The seeds for “Hybrid Artifact#2 (for John Bartram)” originated from Bartram’s garden in Philadelphia. Donald Fortescue milled a freshly fallen Willow Oak tree on site and made 16 green wood ‘Fortescue’s boxes’ A group of enthusiastic students from the University of the Arts, the Buck’s County Community College and the Indiana University of Pennsylvania, hand whittled small wooden sculptures using wood culled from the Gardens and provided a hypothetical text description of the completed pieces.

These small sculptures were then individually and carefully packed in the ‘Fortescue’s Boxes’ and shipped across the country to Matthew Hebert waiting with great anticipation in San Diego, California, all the way across the US - 2,700 miles (a tad less than the 3,550 miles covered by Bartram’s Boxes). Matthew then opened the boxes (conserving them carefully) and began work on his technical translation of Donald’s specimens. Utilizing an array of reverse engineering (3D scanners) and digital fabrication technologies (CNC machines and 3D Printers), Matthew translated the hand-hewn objects into 3D computer models, manipulated them in software, and then re-created them as physical objects. He created negatives of the whittlings and then remounted these in the original boxes; framed and lit from within like Victorian cameos. The descriptions provided by the whittlers were read by artists and then linked to their respective cameos hinting at the forensics of archaeology, while further dislocating the objects.

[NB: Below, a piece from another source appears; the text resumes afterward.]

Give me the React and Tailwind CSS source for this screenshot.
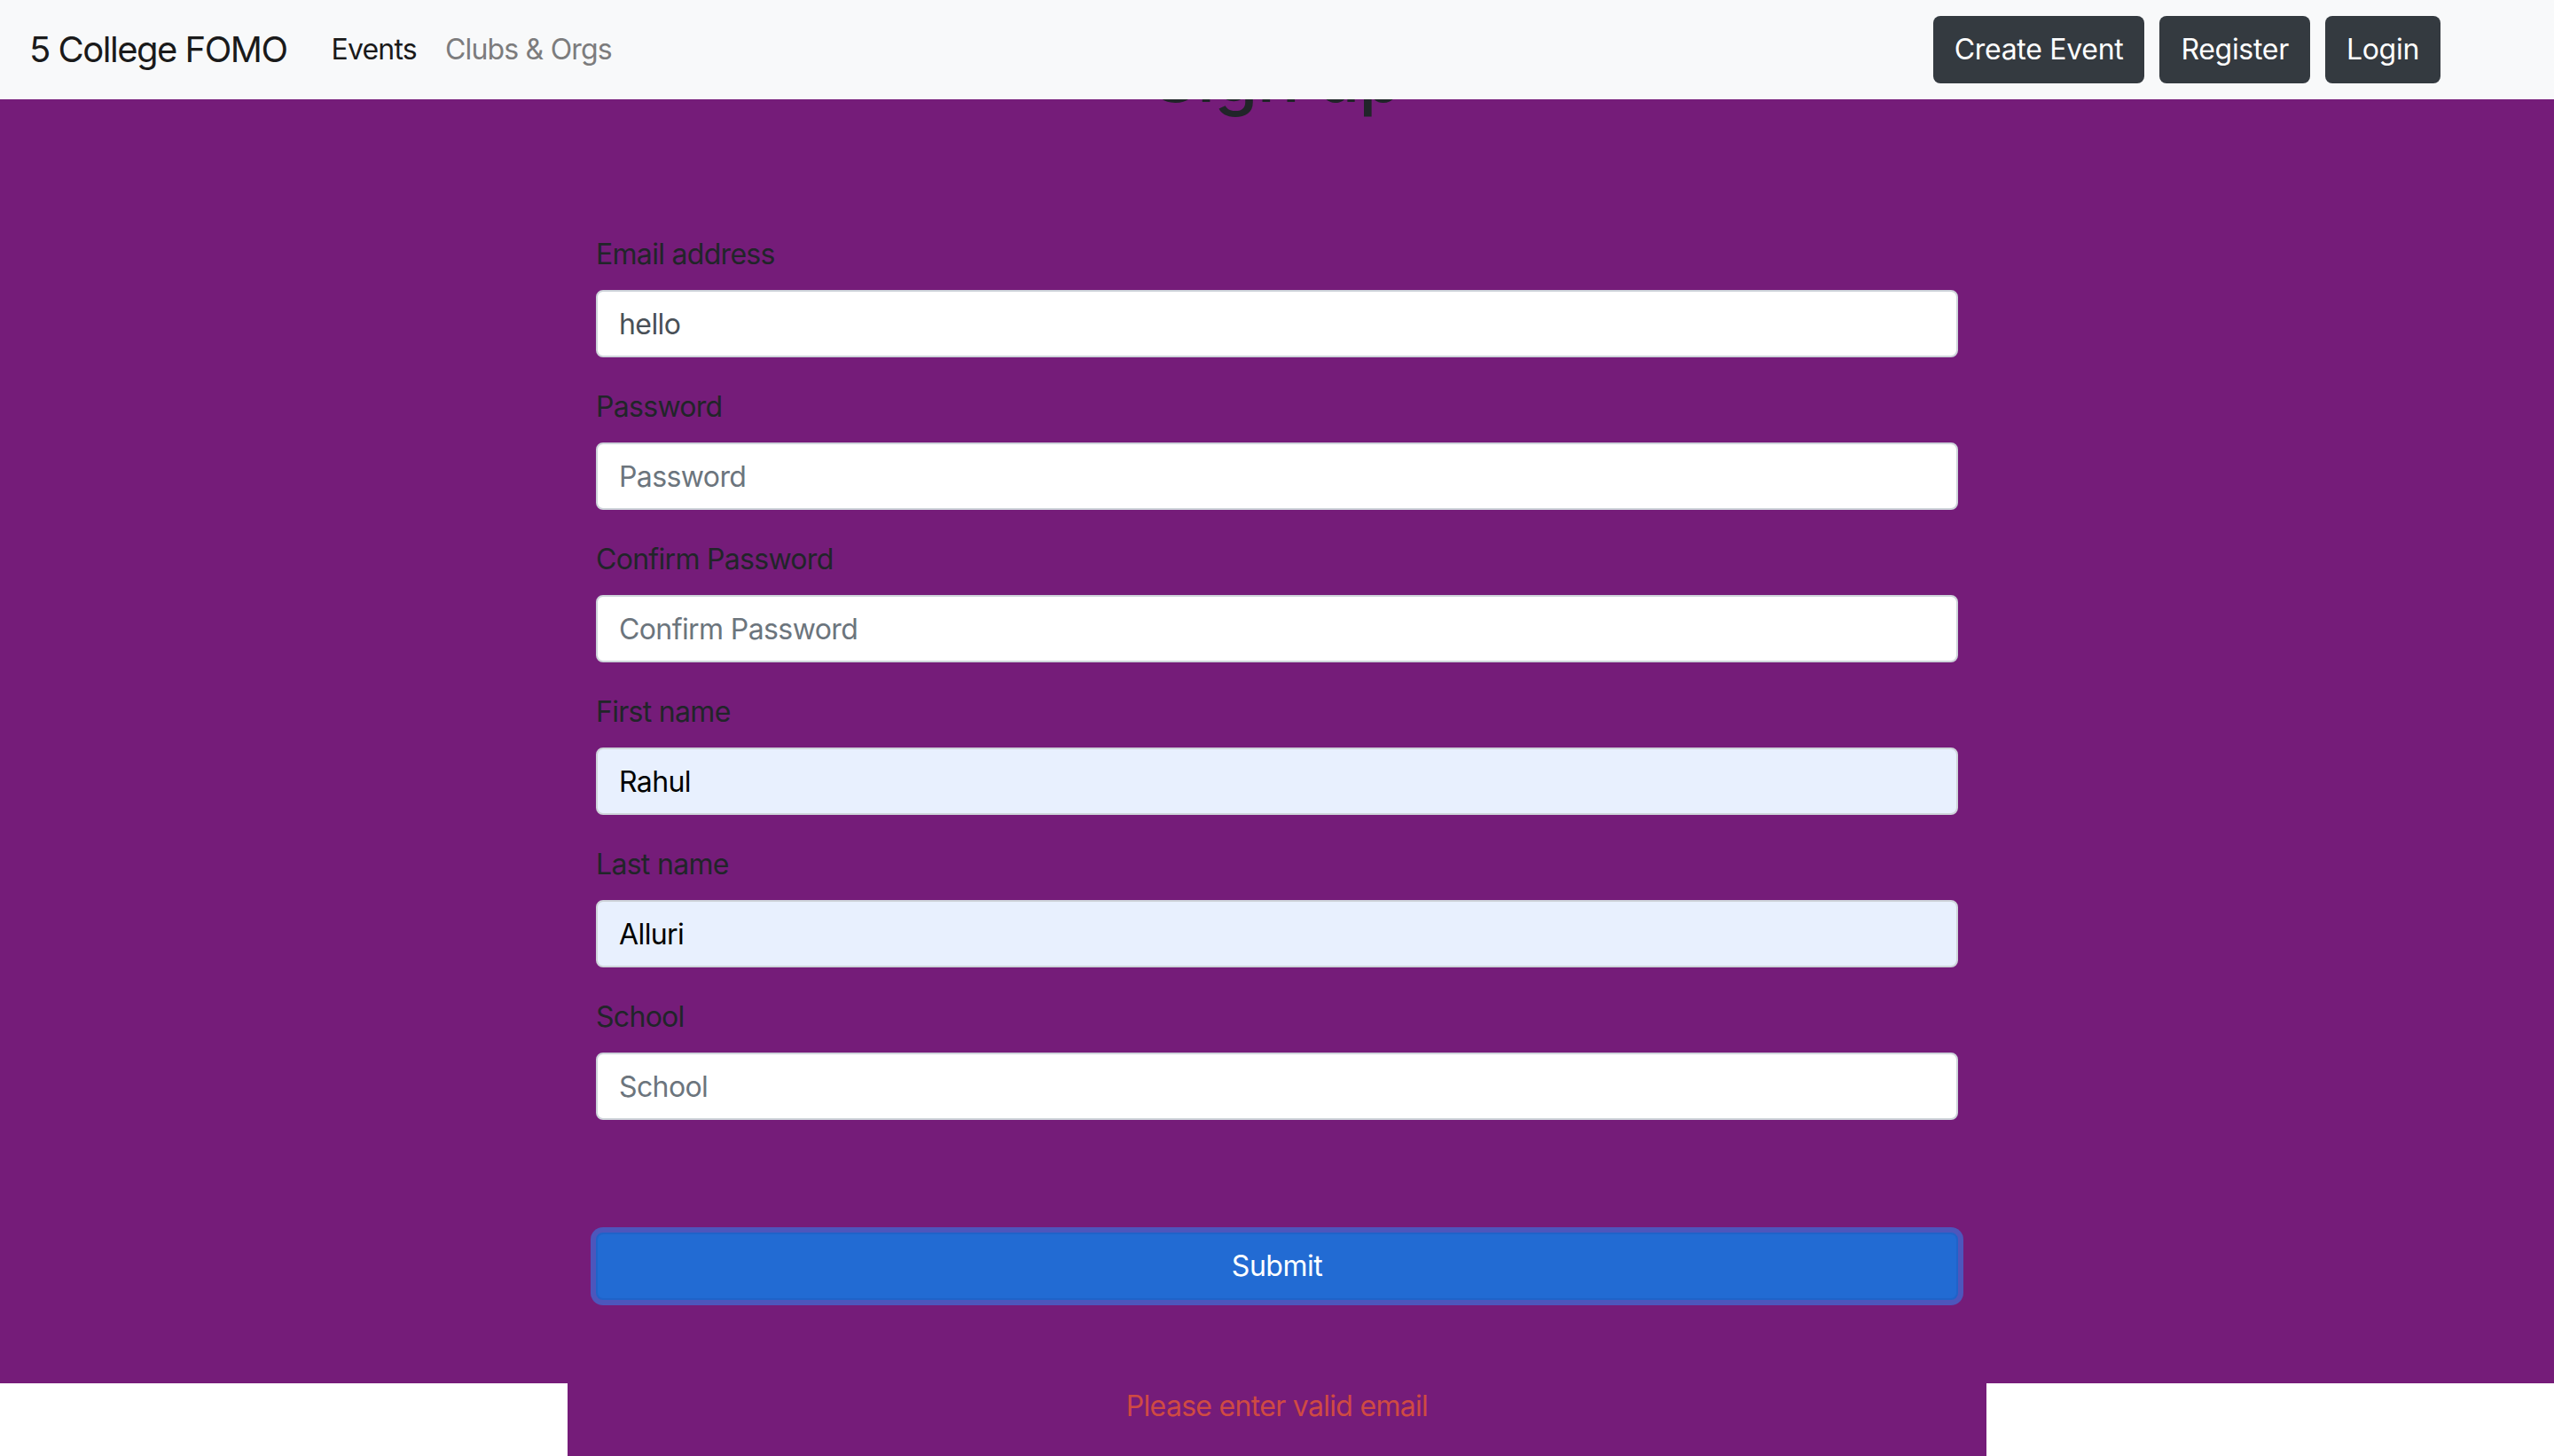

The 16 artifacts are arrayed to reflect notions of hybridization, mutation, and genealogy. The subtle textures created by both the hand of the whittler and the processes of digital fabrication highlight the problematic space of contemporary making. The radical changes in society resulting from the scientific revolution in John Bartram’s time are drawn into parallel with the radical changes in contemporary society arising from digital manufacturing. Notably, the whittles are absent in the finished piece. This loss allows the viewer to reconsider the surface of these objects and wonder at the still mysterious methods of production.